In this week’s column, I counsel a Multiracial girl who appears White and is considering “opting out” of her Black Heritage.
I am mixed Black and White, but I look pretty White because my Black parent (dad) is really light and a lot of people don’t even guess that he’s Black. Most people think I am Italian or Armenian or something. My question is—since I get so sick of explaining that I’m part Black, do I have to? I have read your column a bunch of times and I you always advise Mixed people to identify however they choose and to accept a “flexible racial identity” if they want. So why not just let people think I’m White if they’re going to think I’m White anyway?
My dad says it is bad to try to pass, but I’m not. Passing would be if I lied and said I was White. Right? I’m just letting them think whatever they want because it’s easier.
Signed- Light Girl
Dear Light Girl,
Yup—I did say all that about Mixed people having flexible identities. And I would never instruct you on how you should identify or on whether you should correct people when they assume you are White.
You absolutely can and should identify yourself racially however you see fit. I stand by this. However, if you were my therapy client, I would flip this back on you and ask—what do you think?
Should you allow people to go on believing that you are White, even as they get to know you?
I suspect you’re ambivalent about this, otherwise you wouldn’t have written this letter. You didn’t say how old you were, but you did refer to yourself as a girl. I am going to take the liberty of assuming that you are quite young—no disrespect intended. In any case, it sounds as if you have a few things to sort out about your racial identity—which is a totally normal part of being Mixed, by the way.
Before we talk about you, though, let’s have a brief discussion about this sticky business of “Passing.” (Meaning, so we’re all on the same page, “Passing for a White person.”) The next time your dad tells you it’s “bad” to pass, ask him to explain what he means. You mentioned that Dad is also light-skinned. Has he ever passed for White, or failed to disabuse someone who believed he was White? If so, what was that like for him? Did he feel guilty for hiding his Black identity? Why? It is definitely worth having this conversation with him if possible.
Historically, especially during the Jim Crow era, when there was a strict rule about “one drop of Black blood” (making you Black), Black people who were light enough, with Caucasian features, would “Pass” in order to secretly attain the privileges reserved for Whites. It was a conscious deception, which often involved rejecting or abandoning one’s darker-skinned Black family. People “passed” out of a toxic combination of shame, convenience, fear and self-loathing.
So back to that flexibility thing. With a fluid, Mixed race identity and a racially ambiguous appearance, you have a choice about how to identify. But even for those whose African Ancestry is very apparent, identity can be complicated.

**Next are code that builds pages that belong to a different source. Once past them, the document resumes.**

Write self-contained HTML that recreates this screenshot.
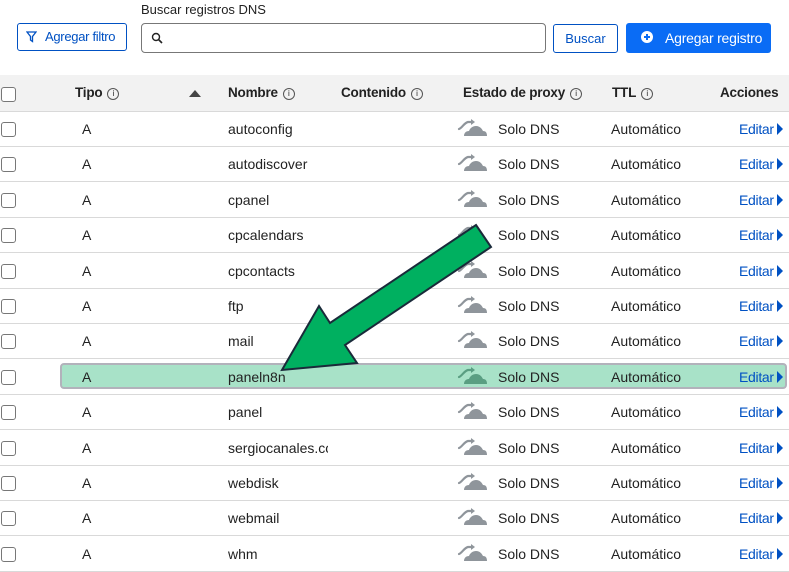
<!DOCTYPE html>
<html><head><meta charset="utf-8"><style>
body{margin:0;width:789px;height:564px;overflow:hidden;background:#fff;font-family:"Liberation Sans",sans-serif;color:#222;position:relative;font-size:14px}
.a{position:absolute;white-space:nowrap}
.cb{position:absolute;left:1px;width:13px;height:13px;border:1px solid #777;border-radius:3px;background:#fff}
.line{position:absolute;left:0;width:789px;height:1px;background:#d9d9d9}
.ed{color:#0051c3;letter-spacing:-0.3px}
.tri{display:inline-block;width:0;height:0;border-top:6px solid transparent;border-bottom:6px solid transparent;border-left:6px solid #0051c3;vertical-align:-1px;margin-left:3px}
.i{display:inline-block;width:10px;height:10px;border:1px solid #555;border-radius:50%;font-size:8px;line-height:10px;text-align:center;font-weight:normal;vertical-align:1px;margin-left:5px}
.hd span{letter-spacing:-0.2px}
</style></head><body>
<div class="a" style="left:141px;top:2px;font-size:13px">Buscar registros DNS</div>
<div class="a" style="left:17px;top:23px;width:110px;height:28px;border:1px solid #0051c3;border-radius:3px;box-sizing:border-box;color:#0051c3;font-size:13px;line-height:26px"><svg style="position:absolute;left:8px;top:7px" width="11" height="12" viewBox="0 0 11 12"><path d="M1 1h9L6.5 5.5v5L4.5 9V5.5z" fill="none" stroke="#0051c3" stroke-width="1.3"/></svg><span style="position:absolute;left:27px;letter-spacing:-0.3px">Agregar filtro</span></div>
<div class="a" style="left:141px;top:23px;width:405px;height:30px;border:1px solid #777;border-radius:4px;box-sizing:border-box"><svg style="position:absolute;left:9px;top:8px" width="12" height="12"><circle cx="5" cy="5" r="3.5" fill="none" stroke="#222" stroke-width="1.4"/><path d="M7.5 7.5L11 11" stroke="#222" stroke-width="1.6"/></svg></div>
<div class="a" style="left:553px;top:24px;width:65px;height:29px;border:1px solid #0051c3;border-radius:3px;box-sizing:border-box;color:#0051c3;font-size:13px;line-height:27px;text-align:center">Buscar</div>
<div class="a" style="left:626px;top:23px;width:145px;height:30px;background:#0a6cf5;border-radius:3px;color:#fff;font-size:14px;line-height:30px"><span style="position:absolute;left:15px;top:8px;width:12px;height:12px;border-radius:50%;background:#fff"></span><span style="position:absolute;left:20px;top:11px;width:2px;height:6px;background:#0a6cf5"></span><span style="position:absolute;left:18px;top:13px;width:6px;height:2px;background:#0a6cf5"></span><span style="position:absolute;left:39px;letter-spacing:-0.2px">Agregar registro</span></div>
<div class="a hd" style="left:0;top:75px;width:789px;height:36px;background:#f2f2f2;border-bottom:1px solid #d9d9d9;font-weight:bold;font-size:13.5px">
<div class="cb" style="top:12px"></div>
<span class="a" style="left:75px;top:10px">Tipo<span class="i">i</span></span>
<span class="a" style="left:189px;top:15px;width:0;height:0;border-left:6px solid transparent;border-right:6px solid transparent;border-bottom:7px solid #444"></span>
<span class="a" style="left:228px;top:10px">Nombre<span class="i">i</span></span>
<span class="a" style="left:341px;top:10px">Contenido<span class="i">i</span></span>
<span class="a" style="left:463px;top:10px">Estado de proxy<span class="i">i</span></span>
<span class="a" style="left:612px;top:10px">TTL<span class="i">i</span></span>
<span class="a" style="left:720px;top:10px">Acciones</span>
</div>
<div class="a" style="left:60px;top:363px;width:727px;height:26px;background:#a8e2c8;border:2px solid #b2b2bb;border-radius:4px;box-sizing:border-box"></div>
<div id="rows"></div>
<script>
var n=["autoconfig","autodiscover","cpanel","cpcalendars","cpcontacts","ftp","mail","paneln8n","panel","sergiocanales.co","webdisk","webmail","whm"];
var h="";
for(var k=0;k<n.length;k++){var t=111+k*35.4;var hl=k==7;
h+='<div class="line" style="top:'+(t+35)+'px"></div>';
h+='<div class="cb" style="top:'+(t+11)+'px"></div>';
h+='<div class="a" style="left:82px;top:'+(t+10)+'px">A</div>';
h+='<div class="a" style="left:228px;top:'+(t+10)+'px;width:100px;overflow:hidden">'+n[k]+'</div>';
var c=hl?'#5a9e82':'#8f959b';
h+='<svg class="a" style="left:457px;top:'+(t+6)+'px" width="32" height="20" viewBox="0 0 32 20"><path d="M2 12c3-1 5-6 9-7l4 0" fill="none" stroke="'+c+'" stroke-width="2.2" stroke-linecap="round"/><path d="M14 2l4 3-4 3z" fill="'+c+'"/><path d="M7 19c0-3 2-5 5-5 1-3 4-5 7-5 4 0 6 3 7 5 3 0 4 2 4 5z" fill="'+c+'"/></svg>';
h+='<div class="a" style="left:498px;top:'+(t+10)+'px">Solo DNS</div>';
h+='<div class="a" style="left:611px;top:'+(t+10)+'px">Automático</div>';
h+='<div class="a ed" style="left:739px;top:'+(t+10)+'px">Editar<span class="tri"></span></div>';}
document.getElementById('rows').innerHTML=h;
</script>
<svg class="a" style="left:0;top:0" width="789" height="564"><polygon points="476,225 491,247 345,345 357,363 282,370 319,306 330,323" fill="#00b060" stroke="#1a2a3a" stroke-width="2" stroke-linejoin="miter"/></svg>
</body></html>
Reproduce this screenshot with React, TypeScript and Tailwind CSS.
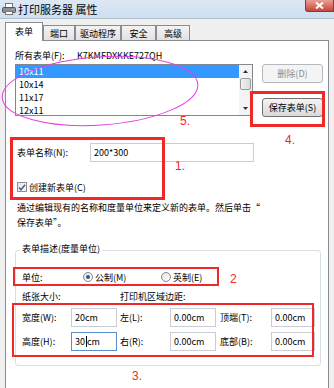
import React from 'react';

const CJK = "font-['Noto_Sans_CJK_SC','Microsoft_YaHei',sans-serif]";

function Tab({ label, className, active }: { label: string; className: string; active?: boolean }) {
  return (
    <div
      className={`flex items-center justify-center border border-b-0 border-[#898c95] ${
        active
          ? 'relative z-10 -mb-px h-[19px] bg-white pb-[2px]'
          : 'h-[15px] bg-gradient-to-b from-[#f3f3f3] to-[#e2e2e2]'
      } ${className}`}
    >
      {label}
    </div>
  );
}

function TextBox({ value, className, focused }: { value: string; className: string; focused?: boolean }) {
  return (
    <div
      className={`flex h-[19px] items-center border bg-white pl-[3px] ${
        focused ? 'border-[#5b8fc7]' : 'border-[#c9ccd3]'
      } ${className}`}
    >
      {focused ? (
        <>
          <span>30</span>
          <span className="mx-[0.5px] h-[11px] w-px bg-black" />
          <span>cm</span>
        </>
      ) : (
        value
      )}
    </div>
  );
}

function Radio({ checked }: { checked?: boolean }) {
  return (
    <div className="flex h-[10px] w-[10px] items-center justify-center rounded-full border border-[#8a8a8a] bg-gradient-to-br from-[#e4e4e4] to-[#fdfdfd]">
      {checked && <div className="h-[4px] w-[4px] rounded-full bg-[#1f5f9e]" />}
    </div>
  );
}

export default function App() {
  return (
    <div className={`relative h-[388px] w-[334px] overflow-hidden bg-[#f0f0f0] text-[9px] leading-none text-black ${CJK}`}>
      {/* title bar */}
      <div className="flex h-[19px] items-start border-b border-[#b4c0cc] bg-gradient-to-b from-[#dde8f4] to-[#cddff1]">
        <svg width="14" height="12" viewBox="0 0 14 12" className="ml-[2px] mt-[3px]">
          <rect x="3.5" y="0.5" width="7" height="4" fill="#fff" stroke="#777" />
          <rect x="0.5" y="4.5" width="13" height="5" rx="1" fill="#8b8f96" stroke="#55595f" />
          <rect x="3.5" y="8.5" width="7" height="3" fill="#fff" stroke="#777" />
          <rect x="10" y="6" width="2" height="1" fill="#7cd36b" />
        </svg>
        <span className="ml-[2px] mt-[3px] text-[11px] leading-[12px]">打印服务器 属性</span>
        <div className="ml-auto flex h-[12px] w-[29px] items-center justify-center rounded-bl-[3px] border border-t-0 border-[#8a3b33] bg-gradient-to-b from-[#e8a093] to-[#c5443a]">
          <svg width="9" height="7" viewBox="0 0 9 7">
            <path d="M1 0.5 L8 6.5 M8 0.5 L1 6.5" stroke="#fff" strokeWidth="2" />
          </svg>
        </div>
      </div>

      {/* tabs */}
      <div className="flex h-[21px] items-end pl-[5px]">
        <Tab label="表单" className="w-[38px]" active />
        <Tab label="端口" className="w-[32px]" />
        <Tab label="驱动程序" className="w-[46px]" />
        <Tab label="安全" className="w-[35px]" />
        <Tab label="高级" className="w-[34px]" />
      </div>

      {/* panel */}
      <div className="ml-[5px] flex h-[360px] w-[324px] flex-col border border-[#898c95] bg-white pl-[9px]">
        <div className="mt-[8px] flex h-[12px] items-center">
          <span className="w-[62px]">所有表单(F):</span>
          <span>K7KMFDXKKE727QH</span>
        </div>

        <div className="mt-[3px] flex">
          <div className="flex h-[52px] w-[238px] border border-[#828790] bg-white">
            <div className="flex w-[223px] flex-col overflow-hidden">
              <div className="flex h-[13px] shrink-0 items-center bg-[#3399ff] pl-[3px] text-white">10x11</div>
              <div className="flex h-[13px] shrink-0 items-center pl-[3px]">10x14</div>
              <div className="flex h-[13px] shrink-0 items-center pl-[3px]">11x17</div>
              <div className="flex h-[13px] shrink-0 items-center pl-[3px]">12x11</div>
            </div>
            <div className="flex w-[13px] flex-col bg-[#f3f3f3]">
              <div className="flex h-[13px] items-center justify-center">
                <svg width="5" height="3" viewBox="0 0 5 3"><path d="M0 3 L2.5 0 L5 3 Z" fill="#333" /></svg>
              </div>
              <div className="mx-[1px] h-[12px] rounded-[2px] border border-[#9b9b9b] bg-gradient-to-r from-[#f2f2f2] to-[#dcdcdc]" />
              <div className="flex-1" />
              <div className="flex h-[13px] items-center justify-center">
                <svg width="5" height="3" viewBox="0 0 5 3"><path d="M0 0 L2.5 3 L5 0 Z" fill="#333" /></svg>
              </div>
            </div>
          </div>
          <div className="ml-[9px] flex w-[61px] flex-col">
            <div className="flex h-[19px] items-center justify-center rounded-[3px] border border-[#b5b9bd] bg-[#f4f4f4] text-[#8d8d8d]">
              删除(D)
            </div>
            <div className="mt-[15px] flex h-[19px] items-center justify-center rounded-[3px] border border-[#707070] bg-gradient-to-b from-[#f4f4f4] to-[#d9d9d9]">
              保存表单(S)
            </div>
          </div>
        </div>

        <div className="mt-[26px] flex h-[19px] items-center">
          <span className="ml-[2px] w-[73px]">表单名称(N):</span>
          <TextBox value="200*300" className="w-[164px]" />
        </div>

        <div className="mt-[20px] flex h-[10px] items-center">
          <div className="ml-[2px] flex h-[10px] w-[10px] items-center justify-center border border-[#8e8f8f] bg-gradient-to-br from-[#e6e6e6] to-[#ffffff]">
            <svg width="8" height="7" viewBox="0 0 8 7">
              <path d="M1 3.5 L3 5.8 L7 0.8" fill="none" stroke="#4b5d8f" strokeWidth="1.5" />
            </svg>
          </div>
          <span className="ml-[2px]">创建新表单(C)</span>
        </div>

        <p className="mt-[8px] whitespace-nowrap pl-[2px] leading-[15px]">
          通过编辑现有的名称和度量单位来定义新的表单。然后单击“
          <br />
          保存表单”。
        </p>

        {/* group box */}
        <div className="mt-[20px] flex w-[306px] flex-col rounded-[3px] border border-[#d5dfe5] pb-[14px] pl-[6px]">
          <div className="-mt-[9px] ml-[-2px] flex h-[12px] w-fit items-center bg-white px-[2px]">表单描述(度量单位)</div>

          <div className="mt-[17px] flex h-[12px] items-center">
            <span className="w-[61px]">单位:</span>
            <div className="flex w-[78px] items-center">
              <Radio checked />
              <span className="ml-[2px]">公制(M)</span>
            </div>
            <Radio />
            <span className="ml-[2px]">英制(E)</span>
          </div>

          <div className="mt-[7px] flex h-[12px] items-center">
            <span className="w-[98px]">纸张大小:</span>
            <span>打印机区域边距:</span>
          </div>

          <div className="mt-[6px] flex items-center">
            <span className="w-[49px]">宽度(W):</span>
            <TextBox value="20cm" className="w-[46px]" />
            <span className="ml-[3px] w-[50px]">左(L):</span>
            <TextBox value="0.00cm" className="w-[46px]" />
            <span className="ml-[4px] w-[51px]">顶端(T):</span>
            <TextBox value="0.00cm" className="w-[44px]" />
          </div>

          <div className="mt-[5px] flex items-center">
            <span className="w-[49px]">高度(H):</span>
            <TextBox value="30cm" className="w-[46px]" focused />
            <span className="ml-[3px] w-[50px]">右(R):</span>
            <TextBox value="0.00cm" className="w-[46px]" />
            <span className="ml-[4px] w-[51px]">底部(B):</span>
            <TextBox value="0.00cm" className="w-[44px]" />
          </div>
        </div>
      </div>

      {/* annotations */}
      <svg className="pointer-events-none absolute left-0 top-0" width="334" height="388" viewBox="0 0 334 388">
        <ellipse cx="100" cy="91" rx="98" ry="34" fill="none" stroke="#e040e0" strokeWidth="1" transform="rotate(-4 100 91)" />
        <rect x="11.5" y="138.5" width="152" height="60" fill="none" stroke="#f02828" strokeWidth="3" />
        <rect x="251.5" y="92.5" width="72" height="33" fill="none" stroke="#f02828" strokeWidth="3" />
        <rect x="14" y="268" width="204" height="17" fill="none" stroke="#f02828" strokeWidth="2" />
        <rect x="13" y="304" width="300" height="52" fill="none" stroke="#f02828" strokeWidth="2" />
      </svg>
      <div className="absolute left-[180px] top-[115px] font-['Liberation_Sans',sans-serif] text-[12px] text-[#f02828]">5.</div>
      <div className="absolute left-[285px] top-[134px] font-['Liberation_Sans',sans-serif] text-[12px] text-[#f02828]">4.</div>
      <div className="absolute left-[175px] top-[160px] font-['Liberation_Sans',sans-serif] text-[12px] text-[#f02828]">1.</div>
      <div className="absolute left-[230px] top-[273px] font-['Liberation_Sans',sans-serif] text-[12px] text-[#f02828]">2</div>
      <div className="absolute left-[132px] top-[370px] font-['Liberation_Sans',sans-serif] text-[12px] text-[#f02828]">3.</div>
    </div>
  );
}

Years ago, I was conducting a study involving high school students. At the top of the questionnaire, I had a section where students were asked to identify their ethnicity and race. Being Mixed myself and hyper-aware of the limitations of demographic box checking, I told them to check all that applied and to be as specific as they liked. I included choices like Afro-Caribbean, Multiracial (specify), Latina (specify), among many others. I received hundreds of surveys back and not a single child chose the African American box! Not a single one. Maybe I provided too many choices, but still, I was shocked. My point is that identifying oneself as Black is not always easy or safe. African Ancestry—the physical traits, the negative stereotypes—is denigrated all over the world, not only in this country. This is precisely why it’s important to stand up for it. Historically, there have always been many who have opted out of Blackness when given the chance. But when we deny our Black heritage, either actively or by omission, we are disparaging a piece of ourselves. Shame, self-loathing, call it what you will, it weighs heavy on the heart. Lying, especially living a lie, affects mental health, leading to anxiety, depression, even physical ailments.
So if you have any doubts about how or whether to acknowledge your invisible Black ancestry, listen to your body. Are you anxious? Guilty? Just fine?
Of course, there are many in the Multiracial community who would say that the lie is claiming Blackness when you appear White. This school of thought believes that race is purely physical and that, if you look White you are White.
Personally, I believe in an inclusive identity. But I also believe it’s a personal choice. Ask yourself the question: when I claim Whiteness without acknowledging Blackness, what do I lose? Am I okay with that? Only you know the answers.